You can reproduce this example directly in the calculator by entering the values above. Then adjust one parameter at a time to build an intuition for which inputs have the biggest impact on price in your specific situation.

Comparison: How Key Inputs Affect Calls vs. Puts

The table below summarizes how major inputs typically influence European call and put option prices, holding all other variables constant. The arrows indicate the usual direction of the impact under the Black–Scholes assumptions.

Model Assumptions and Limitations

While the Black–Scholes model is a cornerstone of modern option pricing, its assumptions are simplified compared with real markets. It is important to understand where it works well and where it can be misleading.

• European‑style exercise – The formula applies to European options that can only be exercised at expiration. American options, which can be exercised early, may require other models (for example, binomial trees) to capture early‑exercise value, especially for deep‑in‑the‑money puts and dividend‑paying stocks.
• Constant volatility and interest rates – The model assumes both volatility and the risk‑free rate stay constant over the life of the option. In practice, volatility can jump, term structures of rates can be curved, and implied volatilities vary by strike (the volatility smile or skew).
• Continuous trading and frictionless markets – Black–Scholes assumes you can trade continuously with no transaction costs, taxes, or liquidity constraints. Real‑world spreads, commissions, and market impact can materially affect achievable prices.
• Lognormal price dynamics – The underlying price is assumed to follow a geometric Brownian motion, implying lognormally distributed prices with no jumps. Markets can experience gaps, fat tails, and other features not captured by this process.
• Dividend treatment – The calculator uses a continuous dividend yield to approximate payouts. Complex or irregular dividend schedules may not be modeled accurately with a single yield number.

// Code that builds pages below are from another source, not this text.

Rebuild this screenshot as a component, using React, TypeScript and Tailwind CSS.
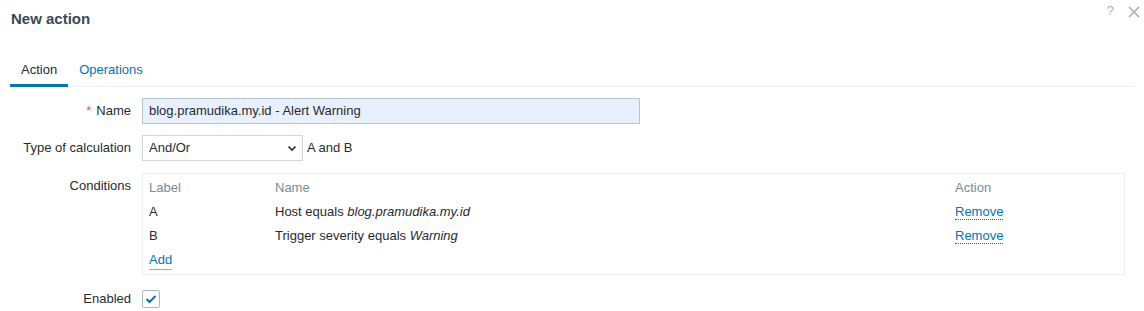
import React from 'react';

function Row({ label, required, children, top }: { label: string; required?: boolean; children: React.ReactNode; top?: boolean }) {
  return (
    <div className={`flex ${top ? 'items-start' : 'items-center'}`}>
      <div className={`w-[142px] shrink-0 pr-[11px] text-right ${top ? 'pt-[4px]' : ''}`}>
        {required && <span className="mr-[5px] text-[#e45959]">*</span>}
        {label}
      </div>
      {children}
    </div>
  );
}

export default function App() {
  return (
    <div className="h-[311px] w-[1144px] overflow-hidden bg-white font-['Liberation_Sans',Arial,sans-serif] text-[13px] leading-[18px] text-[#1f2c33]">
      <div className="flex items-start justify-between pl-[11px] pr-[4px]">
        <h1 className="mt-[9px] text-[15px] font-bold leading-[20px] text-[#384a57]">New action</h1>
        <div className="mt-[2px] flex items-center gap-[14px] text-[#a5b0b8]">
          <span className="text-[13px]">?</span>
          <svg width="12" height="12" viewBox="0 0 12 12" className="mt-[1px]">
            <path d="M1 1 L11 11 M11 1 L1 11" stroke="currentColor" strokeWidth="1.6" />
          </svg>
        </div>
      </div>

      <div className="mt-[32px] ml-[10px] mr-[9px] flex border-b border-[#ebeef0]">
        <div className="-mb-px border-b-[3px] border-[#0275b8] px-[11px] pb-[5px]">Action</div>
        <div className="-mb-px px-[11px] pb-[5px] text-[#0275b8]">Operations</div>
      </div>

      <div className="mt-[11px] flex flex-col">
        <Row label="Name" required>
          <div className="flex h-[26px] w-[498px] items-center border border-[#b4c6d4] bg-[#e8f0fe] px-[6px]">
            blog.pramudika.my.id - Alert Warning
          </div>
        </Row>

        <div className="mt-[11px]">
          <Row label="Type of calculation">
            <div className="flex h-[26px] w-[161px] items-center justify-between border border-[#cfd6db] bg-white pl-[6px] pr-[5px]">
              <span>And/Or</span>
              <svg width="10" height="10" viewBox="0 0 10 10">
                <path d="M1.5 3.5 L5 7 L8.5 3.5" fill="none" stroke="#1f2c33" strokeWidth="1.6" />
              </svg>
            </div>
            <span className="ml-[4px]">A and B</span>
          </Row>
        </div>

        <div className="mt-[12px]">
          <Row label="Conditions" top>
            <div className="w-[983px] border border-[#ebeef0] px-[6px] py-[2px]">
              <div className="flex h-[24px] items-center text-[#768d99]">
                <div className="w-[126px]">Label</div>
                <div className="w-[680px]">Name</div>
                <div>Action</div>
              </div>
              <div className="flex h-[24px] items-center">
                <div className="w-[126px]">A</div>
                <div className="w-[680px]">
                  Host equals <i>blog.pramudika.my.id</i>
                </div>
                <div>
                  <span className="border-b border-dotted border-[#0275b8] text-[#0275b8]">Remove</span>
                </div>
              </div>
              <div className="flex h-[24px] items-center">
                <div className="w-[126px]">B</div>
                <div className="w-[680px]">
                  Trigger severity equals <i>Warning</i>
                </div>
                <div>
                  <span className="border-b border-dotted border-[#0275b8] text-[#0275b8]">Remove</span>
                </div>
              </div>
              <div className="flex h-[24px] items-center">
                <span className="border-b border-[#7fb5dc] text-[#0275b8]">Add</span>
              </div>
            </div>
          </Row>
        </div>

        <div className="mt-[15px]">
          <Row label="Enabled">
            <div className="flex h-[18px] w-[18px] items-center justify-center rounded-[2px] border border-[#a9bac6] bg-white">
              <svg width="12" height="10" viewBox="0 0 12 10">
                <path d="M1.5 5 L4.5 8 L10.5 2" fill="none" stroke="#0275b8" strokeWidth="2" />
              </svg>
            </div>
          </Row>
        </div>
      </div>
    </div>
  );
}
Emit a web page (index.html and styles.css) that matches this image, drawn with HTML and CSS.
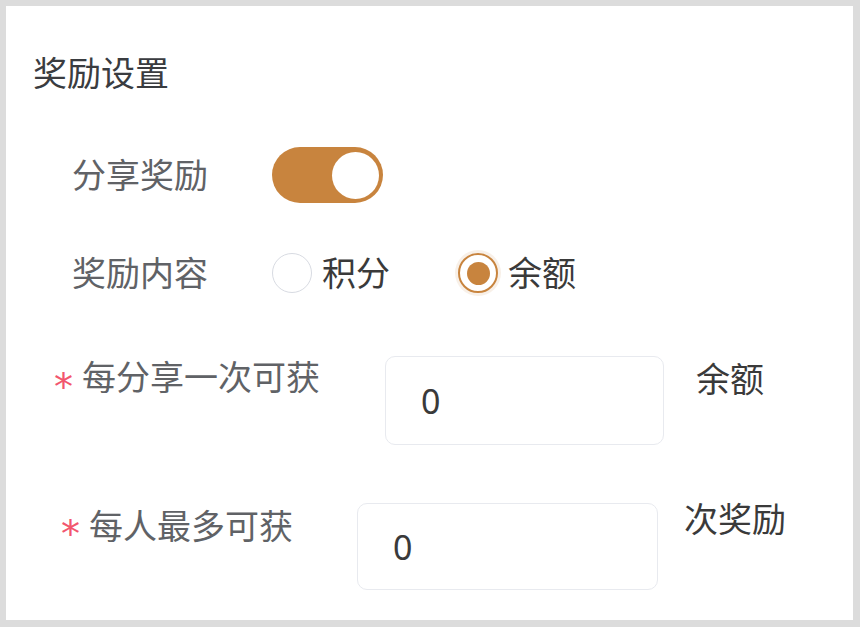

Because of these limitations, the output should be treated as an analytical guide rather than an exact forecast or a trading recommendation. Professional users often combine Black–Scholes values with scenario analysis, alternative models, and risk management rules.

When You Might Need Other Models

For many liquid European equity index options and short‑dated stock options with simple dividends, Black–Scholes can be a reasonable starting point. However, there are situations where other approaches may be more appropriate:

• American options with significant early‑exercise value – For example, deep‑in‑the‑money American puts or calls on high‑dividend stocks may be better analyzed with binomial trees or finite‑difference methods that allow early exercise.
• Path‑dependent derivatives – Products like barrier options, Asian options, and lookbacks depend on the price path, not just the final price. Specialized models are needed to capture their features.
• Assets with jump or stochastic volatility behavior – If the underlying frequently gaps or shows strong volatility clustering, models that incorporate jumps or stochastic volatility can give a more realistic distribution of outcomes.

Even in these cases, the Black–Scholes calculator can still be useful as a quick reference or as a way to approximate how changes in volatility, time, and interest rates might influence option values in a simplified setting.

Using the Calculator Effectively

To get the most from the calculator, consider the following practical tips:

• Start with current market data for the stock price and interest rates.
• If possible, use implied volatility from the option chain you are analyzing, as it reflects the market’s consensus about future uncertainty.
• Run multiple scenarios by changing one variable at a time to see which factors drive most of the price movement for your specific option.
• Combine the model output with a clear risk plan rather than treating it as a guarantee of fair value.

The calculator runs entirely in your browser. No inputs are sent to a server, so you can experiment freely with different scenarios without sharing any data.